### Extracted material

- - - - -

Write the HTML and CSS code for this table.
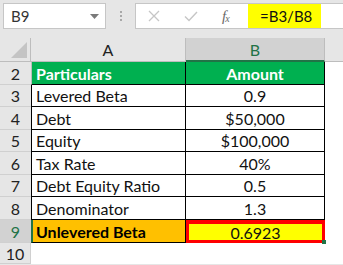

- - - - -

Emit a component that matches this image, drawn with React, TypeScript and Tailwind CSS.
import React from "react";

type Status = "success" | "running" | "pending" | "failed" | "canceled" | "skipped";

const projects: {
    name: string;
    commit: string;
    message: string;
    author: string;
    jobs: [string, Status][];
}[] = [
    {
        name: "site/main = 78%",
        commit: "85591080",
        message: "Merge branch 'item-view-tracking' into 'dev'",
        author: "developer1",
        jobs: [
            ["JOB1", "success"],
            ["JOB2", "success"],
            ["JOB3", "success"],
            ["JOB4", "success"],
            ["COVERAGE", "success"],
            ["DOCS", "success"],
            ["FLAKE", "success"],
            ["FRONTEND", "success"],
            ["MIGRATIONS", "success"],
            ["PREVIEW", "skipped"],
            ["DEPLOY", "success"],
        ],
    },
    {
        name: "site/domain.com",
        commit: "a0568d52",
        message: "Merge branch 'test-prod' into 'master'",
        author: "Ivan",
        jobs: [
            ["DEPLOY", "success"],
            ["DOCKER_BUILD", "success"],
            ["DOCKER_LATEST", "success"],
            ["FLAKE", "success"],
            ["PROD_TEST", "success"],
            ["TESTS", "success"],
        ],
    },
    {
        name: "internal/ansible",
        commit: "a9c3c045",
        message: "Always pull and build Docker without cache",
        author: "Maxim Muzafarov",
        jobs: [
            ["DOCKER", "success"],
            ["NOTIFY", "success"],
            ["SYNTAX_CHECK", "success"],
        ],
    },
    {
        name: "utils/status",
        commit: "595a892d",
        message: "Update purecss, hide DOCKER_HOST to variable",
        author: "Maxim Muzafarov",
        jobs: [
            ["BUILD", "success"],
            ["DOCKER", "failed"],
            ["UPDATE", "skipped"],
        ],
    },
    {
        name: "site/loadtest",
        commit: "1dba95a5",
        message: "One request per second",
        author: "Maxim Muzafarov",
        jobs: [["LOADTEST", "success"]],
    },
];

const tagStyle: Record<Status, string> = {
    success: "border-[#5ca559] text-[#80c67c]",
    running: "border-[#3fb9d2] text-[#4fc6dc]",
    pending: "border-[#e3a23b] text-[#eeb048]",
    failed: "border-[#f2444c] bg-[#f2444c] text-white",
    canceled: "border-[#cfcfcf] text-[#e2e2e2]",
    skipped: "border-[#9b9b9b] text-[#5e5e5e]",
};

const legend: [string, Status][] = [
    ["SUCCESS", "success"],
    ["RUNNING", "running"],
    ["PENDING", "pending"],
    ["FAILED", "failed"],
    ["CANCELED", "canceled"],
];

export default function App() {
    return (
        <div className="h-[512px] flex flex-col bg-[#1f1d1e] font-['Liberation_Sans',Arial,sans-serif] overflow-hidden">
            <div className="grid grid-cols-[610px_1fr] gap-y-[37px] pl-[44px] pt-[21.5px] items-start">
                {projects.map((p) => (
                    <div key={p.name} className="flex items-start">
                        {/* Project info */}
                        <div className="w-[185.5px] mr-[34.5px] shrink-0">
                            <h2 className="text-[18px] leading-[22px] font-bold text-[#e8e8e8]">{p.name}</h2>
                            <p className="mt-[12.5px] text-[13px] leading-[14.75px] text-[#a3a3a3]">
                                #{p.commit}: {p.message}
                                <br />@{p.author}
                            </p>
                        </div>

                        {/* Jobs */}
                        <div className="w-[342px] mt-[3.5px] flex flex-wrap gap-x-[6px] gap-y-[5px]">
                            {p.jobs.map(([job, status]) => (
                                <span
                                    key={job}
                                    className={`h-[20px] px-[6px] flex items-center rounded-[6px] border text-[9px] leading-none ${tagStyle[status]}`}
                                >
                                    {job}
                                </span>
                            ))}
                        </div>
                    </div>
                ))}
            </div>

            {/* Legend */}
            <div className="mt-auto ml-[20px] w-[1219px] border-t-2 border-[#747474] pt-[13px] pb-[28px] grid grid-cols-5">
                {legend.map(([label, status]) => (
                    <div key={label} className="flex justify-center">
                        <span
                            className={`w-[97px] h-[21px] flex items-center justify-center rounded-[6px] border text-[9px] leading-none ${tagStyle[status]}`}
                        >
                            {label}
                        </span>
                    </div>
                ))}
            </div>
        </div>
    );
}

- - - - -

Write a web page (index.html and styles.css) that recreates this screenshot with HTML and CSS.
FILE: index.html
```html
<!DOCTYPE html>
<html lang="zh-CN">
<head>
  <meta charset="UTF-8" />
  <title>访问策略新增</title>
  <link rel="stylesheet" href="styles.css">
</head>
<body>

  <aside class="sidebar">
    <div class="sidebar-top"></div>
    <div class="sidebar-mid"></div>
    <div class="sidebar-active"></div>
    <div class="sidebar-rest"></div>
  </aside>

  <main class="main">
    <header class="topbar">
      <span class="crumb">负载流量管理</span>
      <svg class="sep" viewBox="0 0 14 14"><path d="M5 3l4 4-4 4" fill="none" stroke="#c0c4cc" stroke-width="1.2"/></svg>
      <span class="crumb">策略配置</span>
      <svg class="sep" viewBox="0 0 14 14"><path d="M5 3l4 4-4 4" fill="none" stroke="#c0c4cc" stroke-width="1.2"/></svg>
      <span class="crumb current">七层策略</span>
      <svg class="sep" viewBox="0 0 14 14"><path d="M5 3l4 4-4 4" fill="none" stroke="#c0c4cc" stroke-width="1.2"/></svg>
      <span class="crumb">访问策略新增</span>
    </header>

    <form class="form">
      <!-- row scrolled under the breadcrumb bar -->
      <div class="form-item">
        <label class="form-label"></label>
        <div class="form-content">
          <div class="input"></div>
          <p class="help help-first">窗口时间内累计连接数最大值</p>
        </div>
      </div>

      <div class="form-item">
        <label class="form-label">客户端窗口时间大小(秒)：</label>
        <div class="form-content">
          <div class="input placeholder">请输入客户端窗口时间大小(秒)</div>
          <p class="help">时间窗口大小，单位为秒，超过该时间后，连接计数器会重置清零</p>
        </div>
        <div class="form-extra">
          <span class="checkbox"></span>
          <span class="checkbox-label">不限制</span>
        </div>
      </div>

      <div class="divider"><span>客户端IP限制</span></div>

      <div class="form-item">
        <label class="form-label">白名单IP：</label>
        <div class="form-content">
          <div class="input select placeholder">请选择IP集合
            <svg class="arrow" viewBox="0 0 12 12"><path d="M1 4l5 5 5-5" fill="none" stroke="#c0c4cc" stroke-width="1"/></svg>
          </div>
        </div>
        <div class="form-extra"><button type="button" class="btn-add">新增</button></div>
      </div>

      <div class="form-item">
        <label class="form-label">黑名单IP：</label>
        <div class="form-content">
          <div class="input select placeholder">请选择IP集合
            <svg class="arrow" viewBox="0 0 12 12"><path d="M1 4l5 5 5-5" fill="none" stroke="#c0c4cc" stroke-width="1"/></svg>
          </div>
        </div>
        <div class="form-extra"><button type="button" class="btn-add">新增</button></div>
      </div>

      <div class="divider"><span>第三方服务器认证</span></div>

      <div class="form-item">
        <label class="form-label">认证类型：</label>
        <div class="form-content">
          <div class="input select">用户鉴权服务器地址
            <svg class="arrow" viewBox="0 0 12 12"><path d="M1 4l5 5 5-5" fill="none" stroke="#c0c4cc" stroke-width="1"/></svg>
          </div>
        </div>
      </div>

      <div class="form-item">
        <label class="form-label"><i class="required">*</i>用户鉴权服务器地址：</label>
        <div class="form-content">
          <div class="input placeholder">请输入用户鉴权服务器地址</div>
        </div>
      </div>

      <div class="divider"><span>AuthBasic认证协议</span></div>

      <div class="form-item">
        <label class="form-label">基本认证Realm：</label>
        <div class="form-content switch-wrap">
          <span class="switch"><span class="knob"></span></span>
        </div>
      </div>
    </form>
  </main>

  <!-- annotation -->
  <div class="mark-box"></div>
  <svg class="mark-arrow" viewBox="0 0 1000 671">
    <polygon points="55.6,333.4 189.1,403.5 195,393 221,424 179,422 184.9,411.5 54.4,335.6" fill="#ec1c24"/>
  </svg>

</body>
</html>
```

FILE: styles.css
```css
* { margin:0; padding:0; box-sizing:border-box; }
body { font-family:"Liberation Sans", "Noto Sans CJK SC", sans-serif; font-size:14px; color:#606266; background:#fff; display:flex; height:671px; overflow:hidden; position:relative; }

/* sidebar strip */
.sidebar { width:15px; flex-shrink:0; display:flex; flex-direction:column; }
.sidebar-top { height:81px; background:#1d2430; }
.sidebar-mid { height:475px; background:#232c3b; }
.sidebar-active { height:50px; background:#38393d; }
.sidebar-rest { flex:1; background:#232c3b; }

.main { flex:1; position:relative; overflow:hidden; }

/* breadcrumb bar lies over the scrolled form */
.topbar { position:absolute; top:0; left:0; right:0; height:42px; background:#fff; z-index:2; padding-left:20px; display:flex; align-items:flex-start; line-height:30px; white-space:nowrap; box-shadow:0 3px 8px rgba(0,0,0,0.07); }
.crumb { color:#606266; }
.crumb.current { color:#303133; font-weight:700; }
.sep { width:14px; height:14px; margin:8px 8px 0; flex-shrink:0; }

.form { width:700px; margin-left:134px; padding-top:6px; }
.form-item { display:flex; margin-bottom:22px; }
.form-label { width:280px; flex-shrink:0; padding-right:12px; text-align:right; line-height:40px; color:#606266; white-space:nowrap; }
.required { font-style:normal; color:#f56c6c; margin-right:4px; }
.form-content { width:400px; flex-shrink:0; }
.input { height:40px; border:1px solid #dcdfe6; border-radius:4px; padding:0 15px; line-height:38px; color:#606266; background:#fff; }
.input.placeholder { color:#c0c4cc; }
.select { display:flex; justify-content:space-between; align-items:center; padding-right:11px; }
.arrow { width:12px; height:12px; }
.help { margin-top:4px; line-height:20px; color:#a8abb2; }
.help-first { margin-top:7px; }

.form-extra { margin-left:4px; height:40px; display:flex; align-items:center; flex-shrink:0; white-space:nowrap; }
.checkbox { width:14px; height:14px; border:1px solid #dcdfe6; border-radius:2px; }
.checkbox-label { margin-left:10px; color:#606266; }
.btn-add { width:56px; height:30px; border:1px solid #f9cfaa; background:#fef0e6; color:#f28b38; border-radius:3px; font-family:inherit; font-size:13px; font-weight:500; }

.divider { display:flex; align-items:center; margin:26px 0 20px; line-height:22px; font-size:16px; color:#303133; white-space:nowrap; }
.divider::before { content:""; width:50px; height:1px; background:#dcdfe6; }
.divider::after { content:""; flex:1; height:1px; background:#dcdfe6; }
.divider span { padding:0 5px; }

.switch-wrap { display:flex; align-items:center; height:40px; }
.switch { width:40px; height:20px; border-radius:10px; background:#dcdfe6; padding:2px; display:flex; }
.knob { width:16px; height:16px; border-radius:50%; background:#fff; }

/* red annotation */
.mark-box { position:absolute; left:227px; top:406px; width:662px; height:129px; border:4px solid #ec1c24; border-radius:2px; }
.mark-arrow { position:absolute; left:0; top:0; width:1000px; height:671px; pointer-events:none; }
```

- - - - -

### Task
Which lines include "that"? Copy each of them out.

### Solution for this task
Emit a component that matches this image, drawn with React, TypeScript and Tailwind CSS.
Write a web page (index.html and styles.css) that recreates this screenshot with HTML and CSS.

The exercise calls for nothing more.